# START OF Material

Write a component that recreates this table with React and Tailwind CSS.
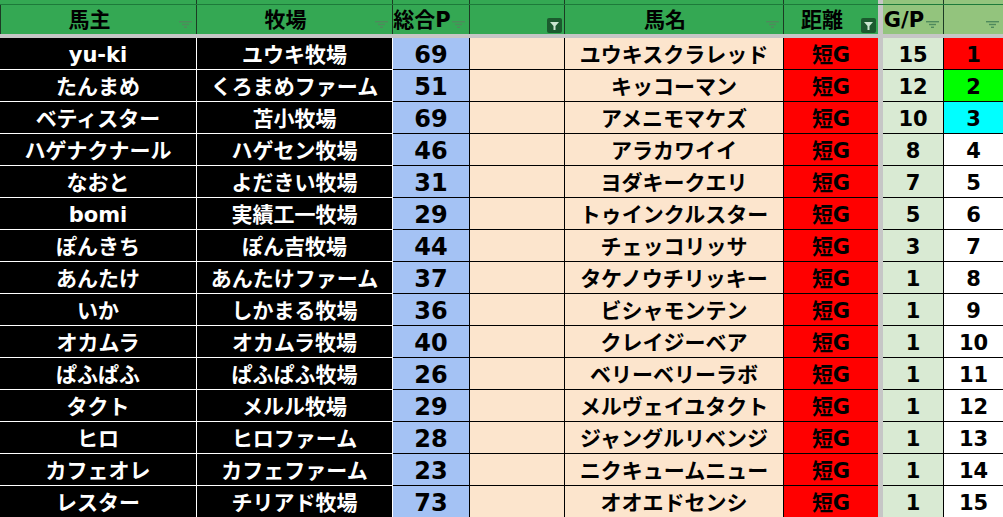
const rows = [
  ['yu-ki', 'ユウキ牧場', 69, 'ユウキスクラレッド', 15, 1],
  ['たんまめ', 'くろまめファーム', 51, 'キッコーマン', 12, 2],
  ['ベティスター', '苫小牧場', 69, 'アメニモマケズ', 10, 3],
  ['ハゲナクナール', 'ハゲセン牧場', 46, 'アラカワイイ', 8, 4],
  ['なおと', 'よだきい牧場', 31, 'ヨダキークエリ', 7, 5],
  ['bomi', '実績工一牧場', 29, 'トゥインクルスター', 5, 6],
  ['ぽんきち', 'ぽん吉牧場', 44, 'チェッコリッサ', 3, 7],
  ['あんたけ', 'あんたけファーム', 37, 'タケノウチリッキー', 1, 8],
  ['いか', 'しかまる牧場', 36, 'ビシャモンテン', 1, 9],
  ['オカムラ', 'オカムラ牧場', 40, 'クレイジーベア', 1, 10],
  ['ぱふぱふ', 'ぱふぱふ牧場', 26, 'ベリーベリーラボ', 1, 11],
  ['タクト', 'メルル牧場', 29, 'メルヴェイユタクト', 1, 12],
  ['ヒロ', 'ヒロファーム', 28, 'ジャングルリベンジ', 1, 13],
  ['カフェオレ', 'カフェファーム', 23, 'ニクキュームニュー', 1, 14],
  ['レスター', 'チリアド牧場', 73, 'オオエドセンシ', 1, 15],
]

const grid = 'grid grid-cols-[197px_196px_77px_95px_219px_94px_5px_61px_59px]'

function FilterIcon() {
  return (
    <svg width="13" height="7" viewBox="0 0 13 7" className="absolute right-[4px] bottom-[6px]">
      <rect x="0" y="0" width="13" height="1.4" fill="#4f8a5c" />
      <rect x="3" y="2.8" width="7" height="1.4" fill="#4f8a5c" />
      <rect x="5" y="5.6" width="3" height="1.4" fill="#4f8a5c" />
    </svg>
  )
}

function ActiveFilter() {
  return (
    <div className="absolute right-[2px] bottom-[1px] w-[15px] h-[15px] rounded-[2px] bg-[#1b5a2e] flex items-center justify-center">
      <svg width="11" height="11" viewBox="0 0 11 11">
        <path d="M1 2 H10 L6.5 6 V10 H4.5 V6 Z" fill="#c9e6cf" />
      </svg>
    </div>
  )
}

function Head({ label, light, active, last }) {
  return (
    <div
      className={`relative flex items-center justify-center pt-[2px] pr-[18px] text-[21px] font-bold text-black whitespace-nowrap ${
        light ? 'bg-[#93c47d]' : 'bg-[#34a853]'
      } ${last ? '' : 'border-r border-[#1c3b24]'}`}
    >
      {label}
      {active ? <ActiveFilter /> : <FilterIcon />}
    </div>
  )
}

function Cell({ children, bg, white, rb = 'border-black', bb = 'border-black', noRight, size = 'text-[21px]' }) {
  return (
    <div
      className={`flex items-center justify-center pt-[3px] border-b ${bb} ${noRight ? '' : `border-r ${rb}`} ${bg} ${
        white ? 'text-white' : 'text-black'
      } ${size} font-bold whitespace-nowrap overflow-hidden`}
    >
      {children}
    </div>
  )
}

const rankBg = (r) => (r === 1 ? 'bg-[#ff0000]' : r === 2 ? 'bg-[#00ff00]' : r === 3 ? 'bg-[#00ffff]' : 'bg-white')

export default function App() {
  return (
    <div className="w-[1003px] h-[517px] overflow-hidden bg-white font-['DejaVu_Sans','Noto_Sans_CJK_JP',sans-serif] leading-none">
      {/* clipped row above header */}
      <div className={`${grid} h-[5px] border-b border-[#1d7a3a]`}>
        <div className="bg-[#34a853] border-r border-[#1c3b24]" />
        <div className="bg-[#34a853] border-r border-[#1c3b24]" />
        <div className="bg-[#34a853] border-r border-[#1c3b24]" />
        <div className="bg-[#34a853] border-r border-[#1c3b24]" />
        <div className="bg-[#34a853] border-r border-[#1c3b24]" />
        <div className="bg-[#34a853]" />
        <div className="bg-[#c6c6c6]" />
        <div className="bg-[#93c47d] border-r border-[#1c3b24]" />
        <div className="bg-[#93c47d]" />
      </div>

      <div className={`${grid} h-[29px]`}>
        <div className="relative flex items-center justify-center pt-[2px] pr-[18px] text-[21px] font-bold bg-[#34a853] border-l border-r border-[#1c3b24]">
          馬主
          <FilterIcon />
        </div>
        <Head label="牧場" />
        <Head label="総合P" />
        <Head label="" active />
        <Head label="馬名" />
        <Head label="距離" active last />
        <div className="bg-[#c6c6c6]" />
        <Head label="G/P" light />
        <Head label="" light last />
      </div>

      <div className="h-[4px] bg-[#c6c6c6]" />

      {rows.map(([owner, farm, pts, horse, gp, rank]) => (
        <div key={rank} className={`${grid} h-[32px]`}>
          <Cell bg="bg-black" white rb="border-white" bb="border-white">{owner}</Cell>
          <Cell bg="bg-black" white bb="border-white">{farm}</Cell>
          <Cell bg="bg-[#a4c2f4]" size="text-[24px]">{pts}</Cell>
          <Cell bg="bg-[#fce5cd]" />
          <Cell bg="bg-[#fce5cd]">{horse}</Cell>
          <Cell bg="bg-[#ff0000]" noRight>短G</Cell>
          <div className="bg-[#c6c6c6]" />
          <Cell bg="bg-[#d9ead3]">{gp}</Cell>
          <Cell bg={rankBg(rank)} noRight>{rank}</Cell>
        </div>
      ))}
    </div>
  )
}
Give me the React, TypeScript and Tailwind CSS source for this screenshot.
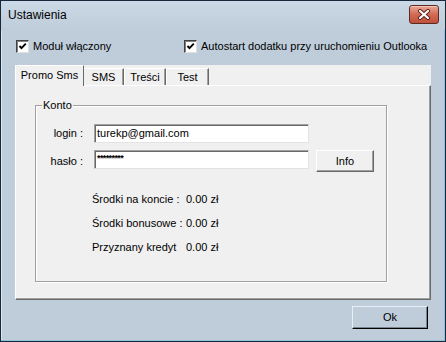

# END OF Material
# START OF Material

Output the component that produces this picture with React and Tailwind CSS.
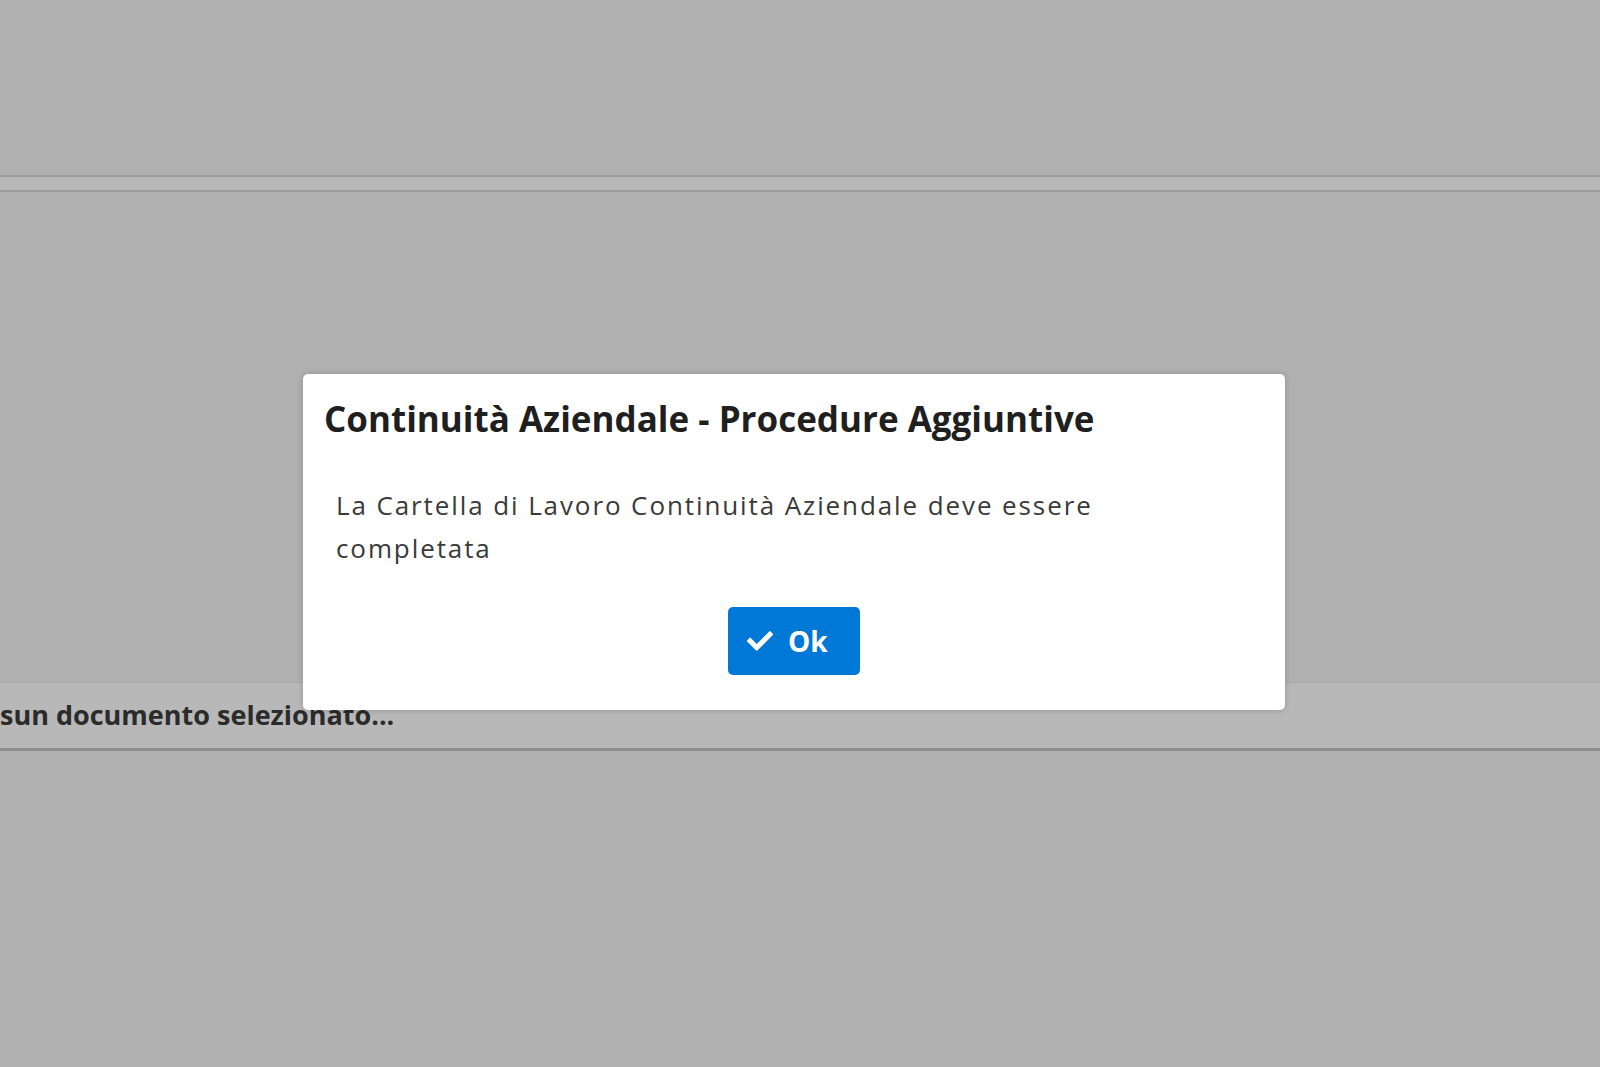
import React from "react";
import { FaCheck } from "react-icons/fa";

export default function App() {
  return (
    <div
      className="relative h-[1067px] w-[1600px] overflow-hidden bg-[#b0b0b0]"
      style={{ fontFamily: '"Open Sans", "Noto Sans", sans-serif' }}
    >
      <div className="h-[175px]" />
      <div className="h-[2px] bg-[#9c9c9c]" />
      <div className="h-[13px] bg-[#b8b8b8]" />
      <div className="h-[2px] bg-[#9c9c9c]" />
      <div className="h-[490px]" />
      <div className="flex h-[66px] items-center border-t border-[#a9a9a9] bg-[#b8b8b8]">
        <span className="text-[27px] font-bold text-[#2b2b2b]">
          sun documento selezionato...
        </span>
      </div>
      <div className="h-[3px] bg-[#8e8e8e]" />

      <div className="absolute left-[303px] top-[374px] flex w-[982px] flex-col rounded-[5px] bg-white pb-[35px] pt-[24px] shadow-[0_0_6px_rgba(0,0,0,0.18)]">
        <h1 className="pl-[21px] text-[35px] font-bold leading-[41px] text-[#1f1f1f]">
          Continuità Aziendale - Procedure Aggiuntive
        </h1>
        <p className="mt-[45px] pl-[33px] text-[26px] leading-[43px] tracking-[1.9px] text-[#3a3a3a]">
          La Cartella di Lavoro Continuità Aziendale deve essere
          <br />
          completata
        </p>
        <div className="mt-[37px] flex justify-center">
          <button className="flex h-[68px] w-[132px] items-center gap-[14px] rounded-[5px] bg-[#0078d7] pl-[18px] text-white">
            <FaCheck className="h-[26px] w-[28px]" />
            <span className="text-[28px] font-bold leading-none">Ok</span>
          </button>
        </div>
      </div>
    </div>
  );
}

# END OF Material
# START OF Material

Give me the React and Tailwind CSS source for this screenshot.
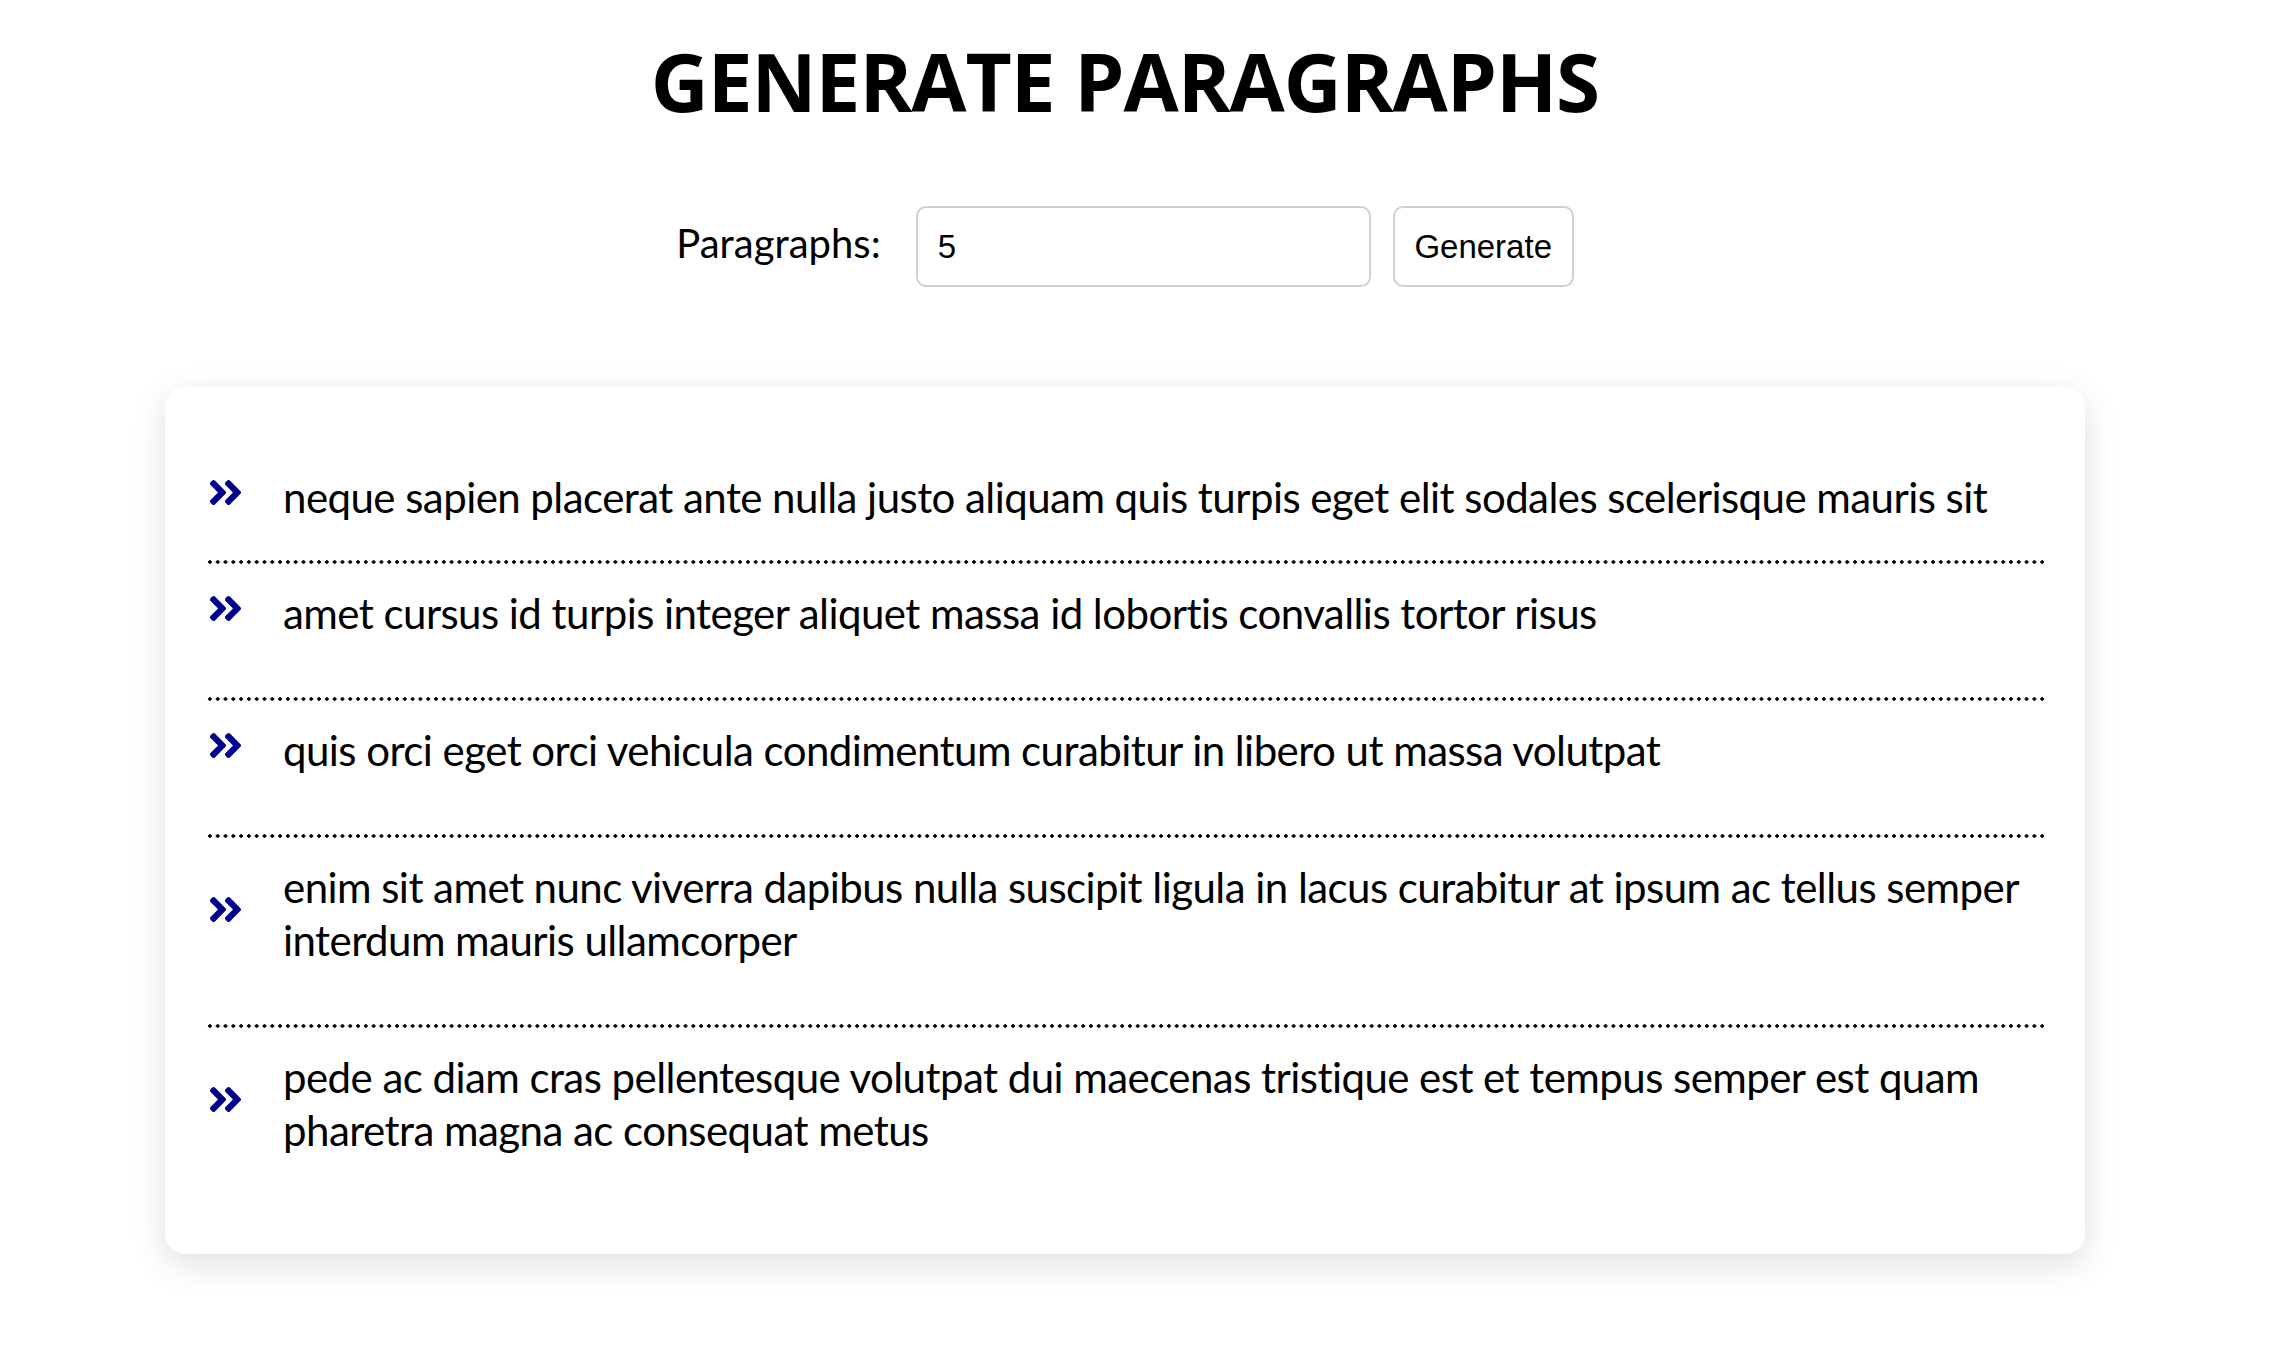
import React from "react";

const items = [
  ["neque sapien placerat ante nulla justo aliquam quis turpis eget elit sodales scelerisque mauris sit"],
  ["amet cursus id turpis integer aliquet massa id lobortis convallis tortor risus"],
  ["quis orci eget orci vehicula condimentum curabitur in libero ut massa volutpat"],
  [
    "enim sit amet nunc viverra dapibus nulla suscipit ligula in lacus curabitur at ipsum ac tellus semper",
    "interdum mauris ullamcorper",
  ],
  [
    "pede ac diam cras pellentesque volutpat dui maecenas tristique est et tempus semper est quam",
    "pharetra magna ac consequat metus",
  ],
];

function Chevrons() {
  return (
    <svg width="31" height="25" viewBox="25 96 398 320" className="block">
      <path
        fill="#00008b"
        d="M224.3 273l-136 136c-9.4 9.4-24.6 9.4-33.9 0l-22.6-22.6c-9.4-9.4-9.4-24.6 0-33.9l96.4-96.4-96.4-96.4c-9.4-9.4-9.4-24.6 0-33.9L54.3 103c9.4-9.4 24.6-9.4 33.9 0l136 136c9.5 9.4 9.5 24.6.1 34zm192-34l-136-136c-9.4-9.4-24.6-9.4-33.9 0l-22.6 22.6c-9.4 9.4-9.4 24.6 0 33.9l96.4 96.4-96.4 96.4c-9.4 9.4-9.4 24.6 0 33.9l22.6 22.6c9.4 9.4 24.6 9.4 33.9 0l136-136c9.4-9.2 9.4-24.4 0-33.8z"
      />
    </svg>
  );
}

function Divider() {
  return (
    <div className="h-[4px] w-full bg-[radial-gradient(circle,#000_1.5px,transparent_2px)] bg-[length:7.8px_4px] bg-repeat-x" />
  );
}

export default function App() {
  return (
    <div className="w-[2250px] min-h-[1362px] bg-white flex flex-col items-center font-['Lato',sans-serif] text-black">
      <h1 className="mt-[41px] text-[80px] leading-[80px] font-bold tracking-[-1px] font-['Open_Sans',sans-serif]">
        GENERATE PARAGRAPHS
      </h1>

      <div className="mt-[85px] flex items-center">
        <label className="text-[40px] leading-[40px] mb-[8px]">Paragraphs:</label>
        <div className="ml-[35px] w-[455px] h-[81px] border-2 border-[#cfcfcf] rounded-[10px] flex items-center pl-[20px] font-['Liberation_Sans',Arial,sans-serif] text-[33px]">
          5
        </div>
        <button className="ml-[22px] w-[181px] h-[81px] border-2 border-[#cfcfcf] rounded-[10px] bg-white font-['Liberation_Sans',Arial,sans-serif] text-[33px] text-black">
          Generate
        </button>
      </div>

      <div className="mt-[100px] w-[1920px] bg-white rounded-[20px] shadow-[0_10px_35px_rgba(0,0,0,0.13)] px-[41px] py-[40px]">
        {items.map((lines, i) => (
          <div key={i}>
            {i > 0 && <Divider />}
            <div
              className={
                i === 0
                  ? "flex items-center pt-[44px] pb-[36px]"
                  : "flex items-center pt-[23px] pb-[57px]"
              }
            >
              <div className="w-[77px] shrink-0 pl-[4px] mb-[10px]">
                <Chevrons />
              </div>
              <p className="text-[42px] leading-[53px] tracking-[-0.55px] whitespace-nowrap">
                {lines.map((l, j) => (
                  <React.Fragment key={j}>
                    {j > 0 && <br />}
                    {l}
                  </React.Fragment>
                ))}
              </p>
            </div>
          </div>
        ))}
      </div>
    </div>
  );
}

# END OF Material

→ To be done
Search the records for the string "with" and return every line in which it occurs.

→ Written response
Write a component that recreates this table with React and Tailwind CSS.
Output the component that produces this picture with React and Tailwind CSS.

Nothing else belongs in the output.